Run the block below to print the most similar results. Observe the similarity scores, keeping in mind that the closer to 0 it is, the closer in similarity the document is to your search phrase.

In [None]:
for doc, score in docs_with_score:
    print("-" * 80)
    print("Score: ", score)
    print(doc.page_content)
    print("-" * 80)

## Experiment with chunk sizes
Next, let's try experimenting with varied chunk sizes. Run the block below, which is the same as your previous iteration for loading and chunking, but this time uses a chunk size of 400 instead of 2,500. Observe the change in the number of chunks that were created.

In [None]:
## load data from json lines file
loader = JSONLoader(
    file_path='./data/healthcare/augmented_notes_100.jsonl',
    jq_schema='.note',
    json_lines=True
)
documents = loader.load()

text_splitter = RecursiveCharacterTextSplitter(
    chunk_size=400,
    chunk_overlap=100,
    separators=["\n\n", "\n", ".", " ", ""]
)

docs = text_splitter.split_documents(documents)
print(f"Got {len(docs)} chunks")

Now let's load this newly chunked data into a separate data store within InterSystems IRIS.

In [None]:
# embeddings = OpenAIEmbeddings()
embeddings = FastEmbedEmbeddings()

COLLECTION_NAME = "case_reports-chunked"
dbchunked = IRISVector.from_documents(
    embedding=embeddings,
    documents=docs,
    collection_name=COLLECTION_NAME,
    connection_string=CONNECTION_STRING,
)

Confirm how many documents are loaded into this second data structure in InterSystems IRIS by running the block below.

In [None]:
print(f"Number of docs in vector store: {len(dbchunked.get()['ids'])}")

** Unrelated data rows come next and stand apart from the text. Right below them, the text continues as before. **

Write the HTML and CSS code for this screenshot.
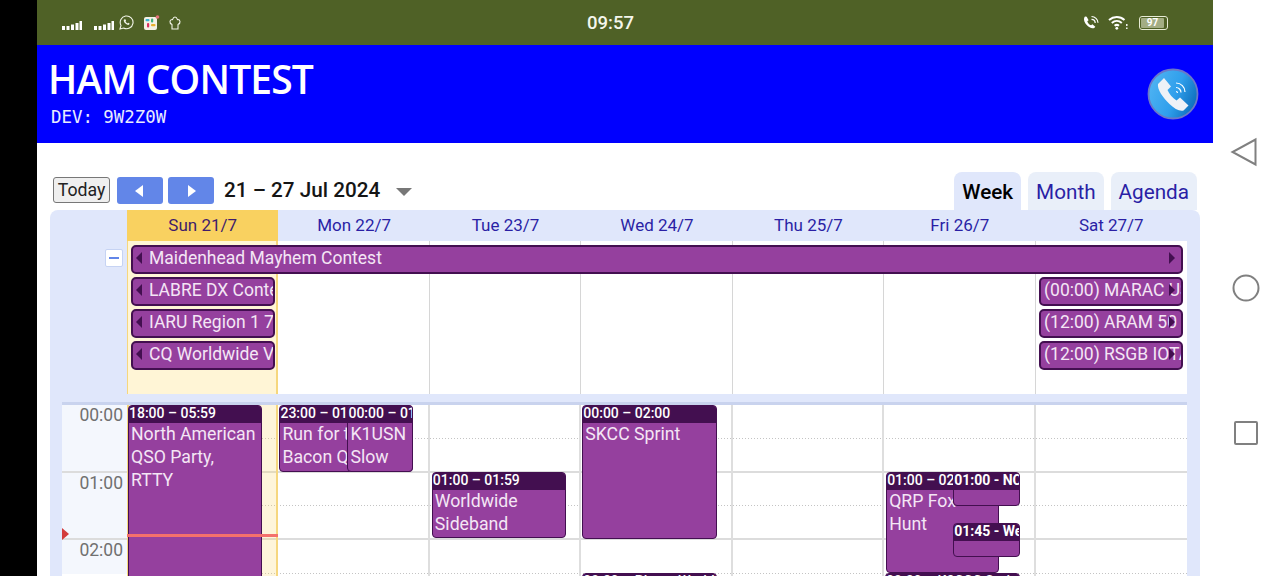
FILE: index.html
```html
<!DOCTYPE html>
<html lang="en">
<head>
  <meta charset="UTF-8" />
  <meta name="viewport" content="width=device-width, initial-scale=1.0" />
  <title>Ham Contest</title>
  <link rel="stylesheet" href="styles.css">
</head>
<body>
  <div class="screen">
    <div class="cutout"></div>

    <div class="app">
      <!-- Status bar -->
      <div class="status">
        <div class="status-left">
          <svg class="signal" width="20" height="9" viewBox="0 0 20 9"><path d="M0 5h3v4H0zM4.500 5h3v4h-3zM9 3.500h3V9H9zM13.500 2h3v7h-3zM17.500 0H20v9h-2.500z" fill="#fff"/></svg>
          <svg class="signal signal-two" width="20" height="9" viewBox="0 0 20 9"><path d="M0 5h3v4H0zM4.500 5h3v4h-3zM9 3.500h3V9H9zM13.500 2h3v7h-3zM17.500 0H20v9h-2.500z" fill="#fff"/></svg>
          <svg class="whatsapp" width="15" height="15" viewBox="0 0 15 15" fill="none" stroke="#f2f4e8" stroke-width="1.100"><path d="M1 14l1-3.600A6.400 6.400 0 1 1 4.600 13z"/><path d="M5 4.500c-.8 1 .2 3 1.500 4.100 1.300 1.100 3 1.800 3.700.8l.4-.8-1.500-.9-.7.700C7.600 8 6.900 7.300 6.500 6.300l.6-.7-.8-1.400z" fill="#f2f4e8" stroke="none"/></svg>
          <svg class="slack" width="17" height="16" viewBox="0 0 17 16">
            <rect x="1" y="2" width="13" height="13" rx="2" fill="#f4f1e6"/>
            <rect x="2.500" y="4" width="4" height="2.200" rx="1" fill="#39b5d6"/>
            <rect x="8" y="3.500" width="2.200" height="4" rx="1" fill="#3caf7c"/>
            <rect x="4" y="8" width="2.200" height="4.500" rx="1" fill="#d9315f"/>
            <rect x="8" y="9" width="4.500" height="2.200" rx="1" fill="#e8b02e"/>
            <circle cx="14.500" cy="2" r="1.800" fill="#e4727a"/>
          </svg>
          <svg class="hat" width="12" height="14" viewBox="0 0 12 14" fill="none" stroke="#f2f4e8" stroke-width="1.100"><path d="M3 13h6V8.500c1.300-.6 2.200-1.700 2-3C10.700 4 9.500 3.400 8.500 3.600 8 2.200 7 1 6 1S4 2.200 3.500 3.600C2.500 3.400 1.300 4 1 5.500.8 6.800 1.700 7.900 3 8.500z"/></svg>
        </div>
        <div class="clock">09:57</div>
        <div class="status-right">
          <svg class="call-wifi" width="17" height="15" viewBox="0 0 17 15" fill="none"><path d="M2 1.500c-1.800 2-1 5.500 1.500 8.300 2.600 2.900 6 4.300 8 2.900l.8-1-2.900-2.400-1.300 1C6.300 10 4.700 8 4.300 6.300l1.300-1.100-1.900-3.500z" fill="#fff"/><path d="M8.500 1.500a6.500 6.500 0 0 1 6.500 6.300M8.500 4.300a3.700 3.700 0 0 1 3.700 3.600" stroke="#fff" stroke-width="1.200"/></svg>
          <svg class="wifi" width="20" height="15" viewBox="0 0 20 15" fill="none" stroke="#fff" stroke-width="2"><path d="M1 5c4.600-4 11-4 15.500 0M3.800 8c3-2.600 7-2.600 10 0M6.600 10.800c1.400-1.200 3-1.200 4.400 0"/><circle cx="8.800" cy="13.300" r="1.400" fill="#fff" stroke="none"/><path d="M18.800 9v2M18.800 12.500v1.600" stroke-width="1.400"/></svg>
          <div class="battery"><span class="battery-level">97</span><span class="battery-rest"></span></div>
        </div>
      </div>

      <!-- Title bar -->
      <header class="titlebar">
        <div class="titlebar-text">
          <h1>HAM CONTEST</h1>
          <div class="dev">DEV: 9W2Z0W</div>
        </div>
        <svg class="phone-badge" width="52" height="52" viewBox="0 0 52 52">
          <defs>
            <linearGradient id="badgeFill" x1="0" y1="0.300" x2="1" y2="0.700">
              <stop offset="0" stop-color="#4fb3f2"/>
              <stop offset="0.550" stop-color="#2f9fec"/>
              <stop offset="1" stop-color="#0b6bb8"/>
            </linearGradient>
          </defs>
          <circle cx="26" cy="26" r="24.500" fill="url(#badgeFill)" stroke="#6a78c8" stroke-width="1.800"/>
          <path d="M11 16l6-6 7 8.500-3.500 3.500c1.500 3.500 5 8 9 10.500l3.500-3 8.500 8-5 5c-4 1-9-1.500-14-6.500C16 30 10 21 11 16z" fill="#eef2f7"/>
          <path d="M29 15a9 9 0 0 1 9 9M29 19.500a5 5 0 0 1 5 5M29 23.500a1.500 1.500 0 0 1 1.500 1.500" fill="none" stroke="#fff" stroke-width="1.200"/>
        </svg>
      </header>

      <main class="content">
        <div class="toolbar">
          <button class="btn-today">Today</button>
          <button class="btn-nav"><span class="arrow-left"></span></button>
          <button class="btn-nav"><span class="arrow-right"></span></button>
          <div class="range">21 – 27 Jul 2024</div>
          <span class="range-caret"></span>
          <div class="tabs">
            <div class="tab tab-active">Week</div>
            <div class="tab">Month</div>
            <div class="tab">Agenda</div>
          </div>
        </div>

        <div class="calendar">
          <div class="day-heads">
            <div class="day-head day-today">Sun 21/7</div>
            <div class="day-head">Mon 22/7</div>
            <div class="day-head">Tue 23/7</div>
            <div class="day-head">Wed 24/7</div>
            <div class="day-head">Thu 25/7</div>
            <div class="day-head">Fri 26/7</div>
            <div class="day-head">Sat 27/7</div>
          </div>

          <div class="allday">
            <div class="allday-gutter"><span class="collapse"><i></i></span></div>
            <div class="allday-grid">
              <div class="allday-col col-today"></div>
              <div class="allday-col"></div>
              <div class="allday-col"></div>
              <div class="allday-col"></div>
              <div class="allday-col"></div>
              <div class="allday-col"></div>
              <div class="allday-col"></div>

              <div class="bar bar-all"><span class="tip-left"></span><span class="bar-text">Maidenhead Mayhem Contest</span><span class="tip-right"></span></div>
              <div class="bar bar-sun bar-r2"><span class="tip-left"></span><span class="bar-text">LABRE DX Contest</span></div>
              <div class="bar bar-sun bar-r3"><span class="tip-left"></span><span class="bar-text">IARU Region 1 7MHz</span></div>
              <div class="bar bar-sun bar-r4"><span class="tip-left"></span><span class="bar-text">CQ Worldwide VHF</span></div>
              <div class="bar bar-sat bar-r2"><span class="bar-text">(00:00) MARAC US</span><span class="tip-right tip-over"></span></div>
              <div class="bar bar-sat bar-r3"><span class="bar-text">(12:00) ARAM 50</span><span class="tip-right tip-over"></span></div>
              <div class="bar bar-sat bar-r4"><span class="bar-text">(12:00) RSGB IOTA</span><span class="tip-right tip-over"></span></div>
            </div>
          </div>

          <div class="timegrid">
            <div class="slot slot-half"><div class="slot-label">00:00</div><div class="slot-lane"></div></div>
            <div class="slot slot-hour"><div class="slot-label"></div><div class="slot-lane"></div></div>
            <div class="slot slot-half"><div class="slot-label">01:00</div><div class="slot-lane"></div></div>
            <div class="slot slot-hour"><div class="slot-label"></div><div class="slot-lane"></div></div>
            <div class="slot slot-half"><div class="slot-label">02:00</div><div class="slot-lane"></div></div>

            <div class="now-arrow"></div>

            <div class="columns">
              <div class="column col-today">
                <div class="event" style="left:-1px;width:134px;top:0;height:190px">
                  <div class="event-time">18:00 – 05:59</div>
                  <div class="event-title">North American QSO Party, RTTY</div>
                </div>
                <div class="now-line"></div>
              </div>
              <div class="column">
                <div class="event" style="left:1px;width:134px;top:0;height:67px">
                  <div class="event-time">23:00 – 01:00</div>
                  <div class="event-title">Run for the Bacon QRP</div>
                </div>
                <div class="event" style="left:69px;width:66px;top:0;height:67px">
                  <div class="event-time">00:00 – 01:00</div>
                  <div class="event-title">K1USN Slow</div>
                </div>
              </div>
              <div class="column">
                <div class="event" style="left:2px;width:134px;top:67px;height:66px">
                  <div class="event-time">01:00 – 01:59</div>
                  <div class="event-title">Worldwide Sideband</div>
                </div>
              </div>
              <div class="column">
                <div class="event" style="left:1px;width:135px;top:0;height:134px">
                  <div class="event-time">00:00 – 02:00</div>
                  <div class="event-title">SKCC Sprint</div>
                </div>
                <div class="event" style="left:1px;width:135px;top:168px;height:40px">
                  <div class="event-time">02:30 – Planet Worldwide</div>
                </div>
              </div>
              <div class="column"></div>
              <div class="column">
                <div class="event" style="left:2px;width:113px;top:67px;height:101px">
                  <div class="event-time">01:00 – 02:30</div>
                  <div class="event-title">QRP Fox Hunt</div>
                </div>
                <div class="event" style="left:69px;width:67px;top:67px;height:34px">
                  <div class="event-time event-time-bold">01:00 - NCCC</div>
                </div>
                <div class="event" style="left:69px;width:67px;top:118px;height:34px">
                  <div class="event-time event-time-bold">01:45 - Weekly</div>
                </div>
                <div class="event" style="left:1px;width:135px;top:168px;height:40px">
                  <div class="event-time">02:30 – K3CCC Sprint</div>
                </div>
              </div>
              <div class="column"></div>
            </div>
          </div>
        </div>
      </main>
    </div>

    <!-- Android navigation -->
    <nav class="navkeys">
      <svg class="key-back" width="28" height="30" viewBox="0 0 28 30" fill="none" stroke="#808080" stroke-width="2"><path d="M25.500 2.500v25L2.500 15z"/></svg>
      <svg width="28" height="28" viewBox="0 0 28 28" fill="none" stroke="#808080" stroke-width="2"><circle cx="14" cy="14" r="12.500"/></svg>
      <svg class="key-recent" width="24" height="24" viewBox="0 0 24 24" fill="none" stroke="#808080" stroke-width="2"><rect x="1" y="1" width="22" height="22" rx="1"/></svg>
    </nav>
  </div>
</body>
</html>
```

FILE: styles.css
```css
:root {
  --cal-bg: #e0e7fb;
  --event: #95409e;
  --event-dark: #430f50;
  --link-blue: #2a1fa5;
  --line: #d6d6d6;
  --today-soft: #fff5d6;
  --today-line: #f6d77e;
}

* {
  box-sizing: border-box;
  margin: 0;
  padding: 0;
}

html, body {
  height: 576px;
  overflow: hidden;
  background: #fff;
}

body {
  font-family: 'Roboto', sans-serif;
}

.screen {
  display: flex;
  height: 576px;
  overflow: hidden;
}

.cutout {
  width: 37px;
  flex: none;
  background: #000;
}

.app {
  width: 1176px;
  flex: none;
  display: flex;
  flex-direction: column;
}

/* Status bar */
.status {
  height: 45px;
  flex: none;
  background: #4f6126;
  color: #fff;
  display: flex;
  align-items: center;
  justify-content: space-between;
  position: relative;
  padding: 0 45px 0 25px;
}

.status-left, .status-right {
  display: flex;
  align-items: center;
}

.signal {
  margin-top: 6px;
}

.signal-two {
  margin-left: 12px;
}

.whatsapp {
  margin-left: 5px;
}

.slack {
  margin-left: 9px;
}

.hat {
  margin-left: 9px;
}

.clock {
  position: absolute;
  left: 550px;
  top: 11px;
  font-size: 18.500px;
  font-weight: 500;
  line-height: 24px;
  color: #f4f6ec;
}

.call-wifi {
  margin-right: 8px;
}

.wifi {
  margin-right: 11px;
}

.battery {
  width: 29px;
  height: 14px;
  border: 1px solid #e7ebd4;
  border-radius: 3px;
  padding: 1px;
  display: flex;
}

.battery-level {
  flex: 1;
  background: #a3ad84;
  border-radius: 1px;
  color: #fff;
  font-size: 10px;
  font-weight: 700;
  line-height: 10px;
  text-align: center;
}

.battery-rest {
  width: 2px;
  flex: none;
}

/* Title bar */
.titlebar {
  height: 98px;
  flex: none;
  background: #0000ff;
  display: flex;
  align-items: center;
  justify-content: space-between;
  padding: 0 14px 0 11px;
}

.titlebar-text {
  align-self: flex-start;
  padding-top: 13px;
}

.titlebar h1 {
  font-family: 'Open Sans', sans-serif;
  font-size: 39px;
  font-weight: 600;
  line-height: 42px;
  color: #fff;
  letter-spacing: -0.850px;
}

.dev {
  font-family: 'DejaVu Sans Mono', monospace;
  font-size: 17.400px;
  line-height: 20px;
  color: #e8ecff;
  margin: 7px 0 0 3px;
}

/* Calendar toolbar */
.content {
  flex: 1;
  padding: 29px 13px 0;
  min-height: 0;
}

.toolbar {
  height: 38px;
  display: flex;
  align-items: flex-start;
  padding-left: 3px;
  position: relative;
}

.btn-today {
  width: 57px;
  height: 26px;
  margin-top: 5px;
  font-family: inherit;
  font-size: 17.700px;
  color: #222;
  background: #efefef;
  border: 1px solid #777;
  border-radius: 3px;
}

.btn-nav {
  width: 46px;
  height: 27px;
  margin: 5px 0 0 7px;
  background: #6286e8;
  border: none;
  border-radius: 3px;
  display: flex;
  align-items: center;
  justify-content: center;
}

.btn-nav + .btn-nav {
  margin-left: 5px;
}

.arrow-left {
  margin-right: 3px;
  border-right: 8px solid #fff;
  border-top: 6.500px solid transparent;
  border-bottom: 6.500px solid transparent;
}

.arrow-right {
  margin-left: 1px;
  border-left: 8px solid #fff;
  border-top: 6.500px solid transparent;
  border-bottom: 6.500px solid transparent;
}

.range {
  margin: 5px 0 0 10px;
  font-size: 20.700px;
  font-weight: 500;
  line-height: 26px;
  color: #151515;
}

.range-caret {
  margin: 16px 0 0 16px;
  border-top: 8px solid #777;
  border-left: 8px solid transparent;
  border-right: 8px solid transparent;
}

.tabs {
  margin-left: auto;
  margin-right: 3px;
  display: flex;
  gap: 7px;
}

.tab {
  height: 38px;
  padding: 0 8px;
  font-size: 20.700px;
  line-height: 41px;
  color: var(--link-blue);
  background: #e9eff9;
  border-radius: 8px 8px 0 0;
}

.tab-active {
  color: #000;
  font-weight: 500;
  background: var(--cal-bg);
}

/* Calendar body */
.calendar {
  height: 366px;
  background: var(--cal-bg);
  border-radius: 8px 8px 0 0;
  padding-right: 13px;
}

.day-heads {
  height: 31px;
  margin-left: 77px;
  display: grid;
  grid-template-columns: repeat(7, 1fr);
}

.day-head {
  text-align: center;
  font-size: 17px;
  line-height: 31px;
  color: var(--link-blue);
}

.day-today {
  background: #f9d160;
  color: #3f1c6b;
}

.allday {
  height: 153px;
  display: flex;
}

.allday-gutter {
  width: 77px;
  flex: none;
  padding: 8px 0 0 55px;
}

.collapse {
  width: 18px;
  height: 18px;
  background: #fff;
  border: 1px solid #c6d3f3;
  border-radius: 2px;
  display: flex;
  align-items: center;
  justify-content: center;
}

.collapse i {
  width: 10px;
  height: 2px;
  background: #6286e8;
}

.allday-grid {
  flex: 1;
  display: grid;
  grid-template-columns: repeat(7, 1fr);
  grid-template-rows: 32px 32px 32px 32px 1fr;
  background: #fff;
}

.allday-col {
  grid-row: 1 / 6;
  border-right: 1px solid var(--line);
}

.allday-col:nth-child(1) {
  grid-column: 1;
}

.allday-col:nth-child(2) {
  grid-column: 2;
}

.allday-col:nth-child(3) {
  grid-column: 3;
}

.allday-col:nth-child(4) {
  grid-column: 4;
}

.allday-col:nth-child(5) {
  grid-column: 5;
}

.allday-col:nth-child(6) {
  grid-column: 6;
}

.allday-col:nth-child(7) {
  grid-column: 7;
  border-right: none;
}

.allday-col.col-today {
  background: var(--today-soft);
  border-left: 1px solid var(--today-line);
  border-right: 2px solid var(--today-line);
}

.bar {
  align-self: start;
  height: 29px;
  margin: 4px 4px 0 4px;
  background: var(--event);
  border: 2px solid var(--event-dark);
  border-radius: 5px;
  color: #f4e6f5;
  font-size: 17.500px;
  line-height: 23px;
  display: flex;
  align-items: flex-start;
  overflow: hidden;
  position: relative;
  white-space: nowrap;
}

.bar-all {
  grid-row: 1;
  grid-column: 1 / 8;
}

.bar-sun {
  grid-column: 1;
  margin-right: 3px;
}

.bar-sat {
  grid-column: 7;
  margin-left: 3.500px;
}

.bar-r2 {
  grid-row: 2;
}

.bar-r3 {
  grid-row: 3;
}

.bar-r4 {
  grid-row: 4;
}

.bar-text {
  padding-left: 5px;
  flex: 1;
  overflow: hidden;
}

.bar-sat .bar-text {
  padding-left: 3px;
}

.tip-left {
  flex: none;
  margin: 5px 2px 0 3px;
  border-right: 6px solid var(--event-dark);
  border-top: 6px solid transparent;
  border-bottom: 6px solid transparent;
}

.tip-right {
  flex: none;
  margin: 5px 6px 0 0;
  border-left: 6px solid var(--event-dark);
  border-top: 6px solid transparent;
  border-bottom: 6px solid transparent;
}

.tip-over {
  position: absolute;
  right: 0;
  top: 0;
}

/* Time grid */
.timegrid {
  margin: 8px 0 0 12px;
  border-top: 3px solid #c9d3ee;
  background: #fff;
  position: relative;
  height: 174px;
}

.slot {
  display: flex;
  height: 33.750px;
}

.slot-label {
  width: 65px;
  flex: none;
  background: #f4f7fd;
  text-align: right;
  padding-right: 4px;
  font-size: 17.500px;
  line-height: 21px;
  color: #707070;
}

.slot-lane {
  flex: 1;
}

/* half hour rule, drawn as a gradient so the dots stay crisp */
.slot-half .slot-lane {
  background: repeating-linear-gradient(90deg, #c4c4c4 0 1px, transparent 1px 3px) left bottom / 100% 1px no-repeat;
}

.slot-hour .slot-label, .slot-hour .slot-lane {
  border-bottom: 2px solid #dcdcdc;
}

.columns {
  position: absolute;
  top: 0;
  left: 65px;
  right: 0;
  bottom: 0;
  display: grid;
  grid-template-columns: repeat(7, 1fr);
}

.column {
  position: relative;
  border-right: 2px solid #dedede;
}

.column:last-child {
  border-right: none;
}

.column.col-today {
  background: rgba(250, 212, 100, 0.24);
  border-left: 2px solid var(--today-line);
  border-right: 2px solid var(--today-line);
}

.event {
  position: absolute;
  background: var(--event);
  border: 1px solid var(--event-dark);
  border-radius: 4px;
  overflow: hidden;
  color: #f4e6f5;
}

.event-time {
  height: 17px;
  background: var(--event-dark);
  color: #fff;
  font-size: 14px;
  font-weight: 500;
  line-height: 15px;
  white-space: nowrap;
  overflow: hidden;
}

.event-time-bold {
  font-weight: 700;
}

.event-title {
  font-size: 17.700px;
  line-height: 23px;
  padding: 0 2px;
}

.now-arrow {
  position: absolute;
  left: 0;
  top: 123px;
  border-left: 7px solid #d33b3b;
  border-top: 6px solid transparent;
  border-bottom: 6px solid transparent;
}

.now-line {
  position: absolute;
  left: -2px;
  right: -2px;
  top: 129px;
  height: 3px;
  background: #f4716c;
}

/* Android navigation */
.navkeys {
  flex: 1;
  display: flex;
  flex-direction: column;
  align-items: center;
  padding: 137px 2px 0 0;
  gap: 107px;
  background: #fff;
}

.key-back {
  margin-right: 4px;
}

.key-recent {
  margin-top: 12px;
}
```
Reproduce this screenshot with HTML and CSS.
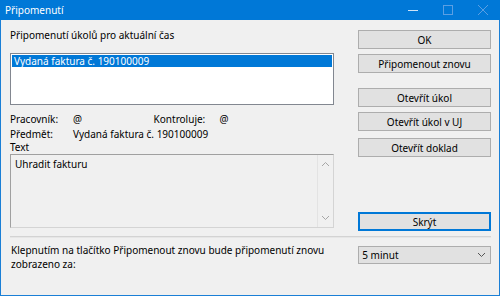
FILE: index.html
```html
<!DOCTYPE html>
<html>
<head>
  <title>Připomenutí</title>
  <link rel="stylesheet" href="styles.css">
</head>
<body>
  <div class="window">
    <div class="titlebar">
      <span class="title">Připomenutí</span>
      <div class="controls">
        <svg width="10" height="10" viewBox="0 0 10 10"><path d="M0 5.5h10" stroke="#cfe3f7" stroke-width="1"/></svg>
        <svg width="10" height="10" viewBox="0 0 10 10"><rect x="0.5" y="0.5" width="9" height="9" fill="none" stroke="#5b9fe3" stroke-width="1"/></svg>
        <svg width="10" height="10" viewBox="0 0 10 10"><path d="M0 0L10 10M10 0L0 10" stroke="#5b9fe3" stroke-width="1"/></svg>
      </div>
    </div>
    <div class="content">
      <div class="main">
        <div class="left">
          <div class="caption">Připomenutí úkolů pro aktuální čas</div>
          <div class="listbox">
            <div class="item selected">Vydaná faktura č. 190100009</div>
          </div>
          <div class="info first">
            <span class="lbl">Pracovník:</span><span class="val short">@</span>
            <span class="lbl2">Kontroluje:</span><span class="val">@</span>
          </div>
          <div class="info">
            <span class="lbl">Předmět:</span><span class="val">Vydaná faktura č. 190100009</span>
          </div>
          <div class="info last">Text</div>
          <div class="textbox">
            <div class="text">Uhradit fakturu</div>
            <div class="scrollbar">
              <svg width="9" height="6" viewBox="0 0 9 6"><path d="M1 5L4.5 1.5L8 5" fill="none" stroke="#a6a6a6" stroke-width="1"/></svg>
              <svg width="9" height="6" viewBox="0 0 9 6"><path d="M1 1L4.5 4.5L8 1" fill="none" stroke="#a6a6a6" stroke-width="1"/></svg>
            </div>
          </div>
        </div>
        <div class="right">
          <button class="btn b-ok">OK</button>
          <button class="btn b-again">Připomenout znovu</button>
          <button class="btn b-task">Otevřít úkol</button>
          <button class="btn b-uj">Otevřít úkol v UJ</button>
          <button class="btn b-doc">Otevřít doklad</button>
          <button class="btn b-hide">Skrýt</button>
        </div>
      </div>
      <div class="separator"></div>
      <div class="bottom">
        <div class="note">Klepnutím na tlačítko Připomenout znovu bude připomenutí znovu<br>zobrazeno za:</div>
        <div class="combo">
          <span>5 minut</span>
          <svg width="9" height="6" viewBox="0 0 9 6"><path d="M1 1L4.5 4.5L8 1" fill="none" stroke="#555" stroke-width="1"/></svg>
        </div>
      </div>
    </div>
  </div>
</body>
</html>
```

FILE: styles.css
```css
body {
  margin: 0;
  font-family: "Noto Sans", "Open Sans", sans-serif;
  font-size: 10px;
  color: #000;
}
.window {
  width: 500px;
  height: 296px;
  box-sizing: border-box;
  border: 1px solid #1a7fd6;
  border-top: none;
  background: #f0f0f0;
}
.titlebar {
  height: 20px;
  margin: 0 -1px;
  background: #0078d7;
  color: #fff;
  display: flex;
  align-items: center;
  justify-content: space-between;
  padding-left: 5px;
}
.controls {
  display: flex;
  gap: 25px;
  padding-right: 12px;
}
.content {
  padding: 0 8px 0 9px;
}
.main {
  display: flex;
  gap: 24px;
  height: 216px;
}
.left {
  width: 324px;
}
.caption {
  margin-top: 8px;
  line-height: 14px;
}
.listbox {
  margin-top: 11px;
  height: 48px;
  background: #fff;
  border: 1px solid #828790;
  padding: 1px;
}
.item {
  line-height: 12px;
  padding: 0 2px;
}
.selected {
  background: #0078d7;
  color: #fff;
}
.info {
  line-height: 14px;
}
.first {
  margin-top: 7px;
  margin-bottom: 1px;
}
.last {
  line-height: 12px;
}
.lbl {
  display: inline-block;
  width: 63px;
}
.short {
  display: inline-block;
  width: 78px;
}
.lbl2 {
  display: inline-block;
  width: 66px;
}
.textbox {
  margin-top: 1px;
  height: 72px;
  border: 1px solid #a0a0a0;
  border-right-color: #d4d4d4;
  border-bottom-color: #d4d4d4;
  display: flex;
}
.text {
  flex: 1;
  padding: 3px 4px;
  line-height: 13px;
}
.scrollbar {
  width: 15px;
  border-left: 1px solid #e3e3e3;
  display: flex;
  flex-direction: column;
  justify-content: space-between;
  align-items: center;
  padding: 6px 0;
}
.right {
  width: 133px;
  display: flex;
  flex-direction: column;
}
.btn {
  height: 19px;
  padding: 0;
  background: #e1e1e1;
  border: 1px solid #adadad;
  font-family: inherit;
  font-size: 10px;
  color: #000;
}
.b-ok {
  margin-top: 10px;
}
.b-again {
  margin-top: 5px;
}
.b-task {
  margin-top: 15px;
}
.b-uj {
  margin-top: 5px;
}
.b-doc {
  margin-top: 7px;
}
.b-hide {
  margin-top: 55px;
  border: 2px solid #0078d7;
}
.separator {
  height: 1px;
  background: #d3d3d3;
  border-bottom: 1px solid #e6e6e6;
}
.bottom {
  display: flex;
  gap: 24px;
  margin-top: 8px;
}
.note {
  width: 324px;
  line-height: 14px;
  margin-top: -3px;
  padding-left: 1px;
}
.combo {
  width: 133px;
  height: 18px;
  box-sizing: border-box;
  background: #e1e1e1;
  border: 1px solid #adadad;
  display: flex;
  align-items: center;
  justify-content: space-between;
  padding: 0 4px 0 3px;
}
```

Now let's try another vector search against the more finely-chunked data. Run the module below, optionally replacing your search term with the one you chose earlier. Whichever term you choose, observe how the results and similarity scores may differ slightly from before, when larger chunks were used.

In [None]:
query = "Have any children presented with knee injuries?"
docs_with_score = dbchunked.similarity_search_with_score(query)

for doc, score in docs_with_score:
    print("-" * 80)
    print("Score: ", score)
    print(doc.page_content)
    print("-" * 80)

### Prepare retrieval mechanism for RAG app
Now that we have experimented with vector searches and chunk sizes, let's set up a retriever for our database. A retriever is an essential component in information retrieval systems, as it allows us to fetch relevant documents based on a query efficiently. By converting the database into a retriever, we enhance our ability to interact with the data, enabling more advanced search and retrieval operations.

The `as_retriever()` method transforms the database into a retriever object. This object can then be used to perform various retrieval tasks, making it a versatile tool for working with our embedded documents.

Run the block below to create the retriever and print it to confirm its setup. We'll use the more finely chunked data, consisting of 764 chunks, for this retriever.

In [None]:
retriever = dbchunked.as_retriever()
print(retriever)